# [GIVEN MATERIAL]
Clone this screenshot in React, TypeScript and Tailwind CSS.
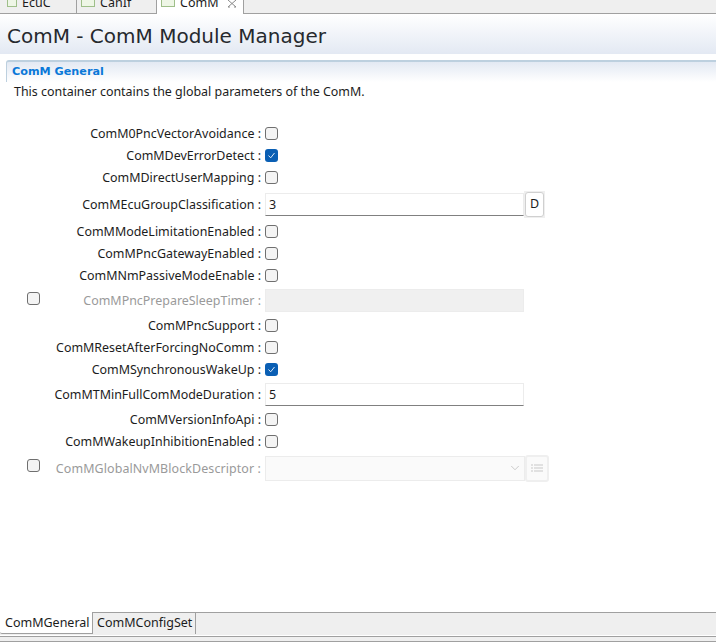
import type { ReactNode } from "react"
import { ChevronDown } from "lucide-react"

const UI = "font-['Noto_Sans',sans-serif]"

function Check({ on }: { on?: boolean }) {
  if (on) {
    return (
      <span className="flex h-[13px] w-[13px] shrink-0 items-center justify-center rounded-[3px] bg-[#0a5fb4]">
        <svg width="9" height="9" viewBox="0 0 9 9" fill="none" stroke="#dbe9f7" strokeWidth="1">
          <path d="M1.5 4.5 L3.7 6.8 L7.5 2" />
        </svg>
      </span>
    )
  }
  return <span className="h-[13px] w-[13px] shrink-0 rounded-[3px] border border-[#6f6f6f] bg-[#f4f4f4]" />
}

function Row({
  label,
  height,
  disabled,
  labelClass,
  checkClass,
  children,
}: {
  label: string
  height: string
  disabled?: boolean
  labelClass?: string
  checkClass?: string
  children: ReactNode
}) {
  return (
    <div className={`grid grid-cols-[262px_1fr] items-center gap-x-[3px] ${height}`}>
      <div className="flex items-center justify-between pl-[27px] pr-[1px]">
        {disabled ? (
          <span className={`flex ${checkClass ?? ""}`}>
            <Check />
          </span>
        ) : (
          <span />
        )}
        <span
          className={`whitespace-nowrap pt-[2px] text-[12.45px] ${disabled ? "text-[#9a9a9a]" : "text-[#1c1c1c]"} ${labelClass ?? ""}`}
        >
          {label} :
        </span>
      </div>
      <div className="flex items-center">{children}</div>
    </div>
  )
}

function TopTabs() {
  return (
    <div className="flex h-[14px] shrink-0 border-b border-[#a0a0a0] bg-[#efefef] text-[12.5px] leading-[18px] text-[#1c1c1c]">
      <div className="flex w-[77px] items-start overflow-hidden border-r border-[#a0a0a0] pl-[7px]">
        <span className="-mt-[5px] h-[12px] w-[10px] shrink-0 border border-[#9fbf8a] bg-[#eef6e6]" />
        <span className="-mt-[6px] ml-[5px]">EcuC</span>
      </div>
      <div className="flex w-[80px] items-start overflow-hidden border-r border-[#a0a0a0] pl-[4px]">
        <span className="-mt-[5px] h-[12px] w-[14px] shrink-0 border border-[#9fbf8a] bg-[#eef6e6]" />
        <span className="-mt-[6px] ml-[5px]">CanIf</span>
      </div>
      <div className="-mb-px flex h-[14px] w-[87px] items-start overflow-hidden border-r border-[#a0a0a0] bg-white pl-[4px]">
        <span className="-mt-[5px] h-[12px] w-[14px] shrink-0 border border-[#9fbf8a] bg-[#eef6e6]" />
        <span className="-mt-[6px] ml-[5px]">ComM</span>
        <svg width="10" height="8" viewBox="0 0 10 8" fill="none" stroke="#8a8a8a" strokeWidth="1" className="ml-[8px] shrink-0">
          <path d="M1 0 L9 7 M9 0 L1 7 M1 7 L3 7 M9 7 L7 7" />
        </svg>
      </div>
    </div>
  )
}

export default function App() {
  return (
    <div className={`flex h-[642px] w-[716px] flex-col overflow-hidden bg-white ${UI}`}>
      <TopTabs />

      <div className="flex h-[40px] shrink-0 items-center bg-gradient-to-b from-white to-[#e3e9f3] pl-[7px] pt-[3px] font-['DejaVu_Sans',sans-serif] text-[20px] text-[#26292e]">
        ComM - ComM Module Manager
      </div>

      <div className="ml-[6px] mt-[6px] h-[22px] shrink-0 rounded-tl-[3px] border-l border-t-2 border-[#bdd0df] bg-gradient-to-b from-[#e3e9f3] to-white pl-[5px] pt-[1px] font-['DejaVu_Sans',sans-serif] text-[11.2px] font-bold leading-[18px] text-[#0a78d8]">
        ComM General
      </div>
      <p className="ml-[14px] shrink-0 pt-[1px] text-[12.45px] leading-[18px] text-[#1c1c1c]">
        This container contains the global parameters of the ComM.
      </p>

      <div className="mt-[21px] flex flex-1 flex-col">
        <Row label="ComM0PncVectorAvoidance" height="h-[22px]"><Check /></Row>
        <Row label="ComMDevErrorDetect" height="h-[22px]"><Check on /></Row>
        <Row label="ComMDirectUserMapping" height="h-[22px]"><Check /></Row>
        <Row label="ComMEcuGroupClassification" height="h-[32px]">
          <div className="flex h-[23px] w-[259px] items-center border border-[#ececec] border-b-[#808080] pl-[3px] pt-[2px] text-[12.5px] text-[#1c1c1c]">3</div>
          <div className="flex h-[27px] w-[21px] items-center justify-center bg-[#efefef]">
            <div className="flex h-[25px] w-[19px] items-center justify-center rounded-[3px] border border-[#d0d0d0] bg-white text-[12.5px] text-[#1c1c1c]">D</div>
          </div>
        </Row>
        <Row label="ComMModeLimitationEnabled" height="h-[22px]"><Check /></Row>
        <Row label="ComMPncGatewayEnabled" height="h-[22px]"><Check /></Row>
        <Row label="ComMNmPassiveModeEnable" height="h-[22px]"><Check /></Row>
        <Row label="ComMPncPrepareSleepTimer" height="h-[28px]" disabled checkClass="-mt-[2px]">
          <div className="h-[23px] w-[259px] border border-[#ececec] bg-[#f0f0f0]" />
        </Row>
        <Row label="ComMPncSupport" height="h-[22px]"><Check /></Row>
        <Row label="ComMResetAfterForcingNoComm" height="h-[22px]"><Check /></Row>
        <Row label="ComMSynchronousWakeUp" height="h-[22px]"><Check on /></Row>
        <Row label="ComMTMinFullComModeDuration" height="h-[28px]">
          <div className="flex h-[23px] w-[259px] items-center border border-[#ececec] border-b-[#808080] pl-[3px] pt-[2px] text-[12.5px] text-[#1c1c1c]">5</div>
        </Row>
        <Row label="ComMVersionInfoApi" height="h-[22px]"><Check /></Row>
        <Row label="ComMWakeupInhibitionEnabled" height="h-[22px]"><Check /></Row>
        <Row label="ComMGlobalNvMBlockDescriptor" height="h-[32px]" disabled labelClass="tracking-[0.1px]" checkClass="-mt-[5px]">
          <div className="flex h-[25px] w-[260px] items-center justify-end border border-[#ececec] bg-[#fafafa] pr-[2px]">
            <ChevronDown size={14} strokeWidth={1} color="#a8a8a8" />
          </div>
          <div className="flex h-[27px] w-[24px] items-center justify-center rounded-[3px] border-2 border-[#efefef] bg-[#fafafa]">
            <svg width="12" height="8" viewBox="0 0 12 8" fill="none" stroke="#c8c8c8">
              <path d="M0 1 H2 M3 1 H12 M0 4 H2 M3 4 H12 M0 7 H2 M3 7 H12" />
            </svg>
          </div>
        </Row>
      </div>

      <div className="flex h-[23px] shrink-0 border-t border-[#a0a0a0] bg-[#efefef] text-[12.5px] text-[#1c1c1c]">
        <div className="-mt-px h-[22px] w-[93px] rounded-bl-[2px] border-b border-r border-[#a0a0a0] bg-white pl-[5px] leading-[21px]">ComMGeneral</div>
        <div className="h-[21px] w-[103px] border-r border-[#a0a0a0] pl-[4px] leading-[20px]">ComMConfigSet</div>
      </div>
      <div className="h-[1px] shrink-0 bg-white" />
      <div className="h-[6px] shrink-0 border-y border-[#a0a0a0] bg-[#efefef]" />
    </div>
  )
}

# [GIVEN PROBLEM]
Write the full listing out again with every line unchanged, but include no pictures.

# [REPLY]
Clone this screenshot in React, TypeScript and Tailwind CSS.
import type { ReactNode } from "react"
import { ChevronDown } from "lucide-react"

const UI = "font-['Noto_Sans',sans-serif]"

function Check({ on }: { on?: boolean }) {
  if (on) {
    return (
      <span className="flex h-[13px] w-[13px] shrink-0 items-center justify-center rounded-[3px] bg-[#0a5fb4]">
        <svg width="9" height="9" viewBox="0 0 9 9" fill="none" stroke="#dbe9f7" strokeWidth="1">
          <path d="M1.5 4.5 L3.7 6.8 L7.5 2" />
        </svg>
      </span>
    )
  }
  return <span className="h-[13px] w-[13px] shrink-0 rounded-[3px] border border-[#6f6f6f] bg-[#f4f4f4]" />
}

function Row({
  label,
  height,
  disabled,
  labelClass,
  checkClass,
  children,
}: {
  label: string
  height: string
  disabled?: boolean
  labelClass?: string
  checkClass?: string
  children: ReactNode
}) {
  return (
    <div className={`grid grid-cols-[262px_1fr] items-center gap-x-[3px] ${height}`}>
      <div className="flex items-center justify-between pl-[27px] pr-[1px]">
        {disabled ? (
          <span className={`flex ${checkClass ?? ""}`}>
            <Check />
          </span>
        ) : (
          <span />
        )}
        <span
          className={`whitespace-nowrap pt-[2px] text-[12.45px] ${disabled ? "text-[#9a9a9a]" : "text-[#1c1c1c]"} ${labelClass ?? ""}`}
        >
          {label} :
        </span>
      </div>
      <div className="flex items-center">{children}</div>
    </div>
  )
}

function TopTabs() {
  return (
    <div className="flex h-[14px] shrink-0 border-b border-[#a0a0a0] bg-[#efefef] text-[12.5px] leading-[18px] text-[#1c1c1c]">
      <div className="flex w-[77px] items-start overflow-hidden border-r border-[#a0a0a0] pl-[7px]">
        <span className="-mt-[5px] h-[12px] w-[10px] shrink-0 border border-[#9fbf8a] bg-[#eef6e6]" />
        <span className="-mt-[6px] ml-[5px]">EcuC</span>
      </div>
      <div className="flex w-[80px] items-start overflow-hidden border-r border-[#a0a0a0] pl-[4px]">
        <span className="-mt-[5px] h-[12px] w-[14px] shrink-0 border border-[#9fbf8a] bg-[#eef6e6]" />
        <span className="-mt-[6px] ml-[5px]">CanIf</span>
      </div>
      <div className="-mb-px flex h-[14px] w-[87px] items-start overflow-hidden border-r border-[#a0a0a0] bg-white pl-[4px]">
        <span className="-mt-[5px] h-[12px] w-[14px] shrink-0 border border-[#9fbf8a] bg-[#eef6e6]" />
        <span className="-mt-[6px] ml-[5px]">ComM</span>
        <svg width="10" height="8" viewBox="0 0 10 8" fill="none" stroke="#8a8a8a" strokeWidth="1" className="ml-[8px] shrink-0">
          <path d="M1 0 L9 7 M9 0 L1 7 M1 7 L3 7 M9 7 L7 7" />
        </svg>
      </div>
    </div>
  )
}

export default function App() {
  return (
    <div className={`flex h-[642px] w-[716px] flex-col overflow-hidden bg-white ${UI}`}>
      <TopTabs />

      <div className="flex h-[40px] shrink-0 items-center bg-gradient-to-b from-white to-[#e3e9f3] pl-[7px] pt-[3px] font-['DejaVu_Sans',sans-serif] text-[20px] text-[#26292e]">
        ComM - ComM Module Manager
      </div>

      <div className="ml-[6px] mt-[6px] h-[22px] shrink-0 rounded-tl-[3px] border-l border-t-2 border-[#bdd0df] bg-gradient-to-b from-[#e3e9f3] to-white pl-[5px] pt-[1px] font-['DejaVu_Sans',sans-serif] text-[11.2px] font-bold leading-[18px] text-[#0a78d8]">
        ComM General
      </div>
      <p className="ml-[14px] shrink-0 pt-[1px] text-[12.45px] leading-[18px] text-[#1c1c1c]">
        This container contains the global parameters of the ComM.
      </p>

      <div className="mt-[21px] flex flex-1 flex-col">
        <Row label="ComM0PncVectorAvoidance" height="h-[22px]"><Check /></Row>
        <Row label="ComMDevErrorDetect" height="h-[22px]"><Check on /></Row>
        <Row label="ComMDirectUserMapping" height="h-[22px]"><Check /></Row>
        <Row label="ComMEcuGroupClassification" height="h-[32px]">
          <div className="flex h-[23px] w-[259px] items-center border border-[#ececec] border-b-[#808080] pl-[3px] pt-[2px] text-[12.5px] text-[#1c1c1c]">3</div>
          <div className="flex h-[27px] w-[21px] items-center justify-center bg-[#efefef]">
            <div className="flex h-[25px] w-[19px] items-center justify-center rounded-[3px] border border-[#d0d0d0] bg-white text-[12.5px] text-[#1c1c1c]">D</div>
          </div>
        </Row>
        <Row label="ComMModeLimitationEnabled" height="h-[22px]"><Check /></Row>
        <Row label="ComMPncGatewayEnabled" height="h-[22px]"><Check /></Row>
        <Row label="ComMNmPassiveModeEnable" height="h-[22px]"><Check /></Row>
        <Row label="ComMPncPrepareSleepTimer" height="h-[28px]" disabled checkClass="-mt-[2px]">
          <div className="h-[23px] w-[259px] border border-[#ececec] bg-[#f0f0f0]" />
        </Row>
        <Row label="ComMPncSupport" height="h-[22px]"><Check /></Row>
        <Row label="ComMResetAfterForcingNoComm" height="h-[22px]"><Check /></Row>
        <Row label="ComMSynchronousWakeUp" height="h-[22px]"><Check on /></Row>
        <Row label="ComMTMinFullComModeDuration" height="h-[28px]">
          <div className="flex h-[23px] w-[259px] items-center border border-[#ececec] border-b-[#808080] pl-[3px] pt-[2px] text-[12.5px] text-[#1c1c1c]">5</div>
        </Row>
        <Row label="ComMVersionInfoApi" height="h-[22px]"><Check /></Row>
        <Row label="ComMWakeupInhibitionEnabled" height="h-[22px]"><Check /></Row>
        <Row label="ComMGlobalNvMBlockDescriptor" height="h-[32px]" disabled labelClass="tracking-[0.1px]" checkClass="-mt-[5px]">
          <div className="flex h-[25px] w-[260px] items-center justify-end border border-[#ececec] bg-[#fafafa] pr-[2px]">
            <ChevronDown size={14} strokeWidth={1} color="#a8a8a8" />
          </div>
          <div className="flex h-[27px] w-[24px] items-center justify-center rounded-[3px] border-2 border-[#efefef] bg-[#fafafa]">
            <svg width="12" height="8" viewBox="0 0 12 8" fill="none" stroke="#c8c8c8">
              <path d="M0 1 H2 M3 1 H12 M0 4 H2 M3 4 H12 M0 7 H2 M3 7 H12" />
            </svg>
          </div>
        </Row>
      </div>

      <div className="flex h-[23px] shrink-0 border-t border-[#a0a0a0] bg-[#efefef] text-[12.5px] text-[#1c1c1c]">
        <div className="-mt-px h-[22px] w-[93px] rounded-bl-[2px] border-b border-r border-[#a0a0a0] bg-white pl-[5px] leading-[21px]">ComMGeneral</div>
        <div className="h-[21px] w-[103px] border-r border-[#a0a0a0] pl-[4px] leading-[20px]">ComMConfigSet</div>
      </div>
      <div className="h-[1px] shrink-0 bg-white" />
      <div className="h-[6px] shrink-0 border-y border-[#a0a0a0] bg-[#efefef]" />
    </div>
  )
}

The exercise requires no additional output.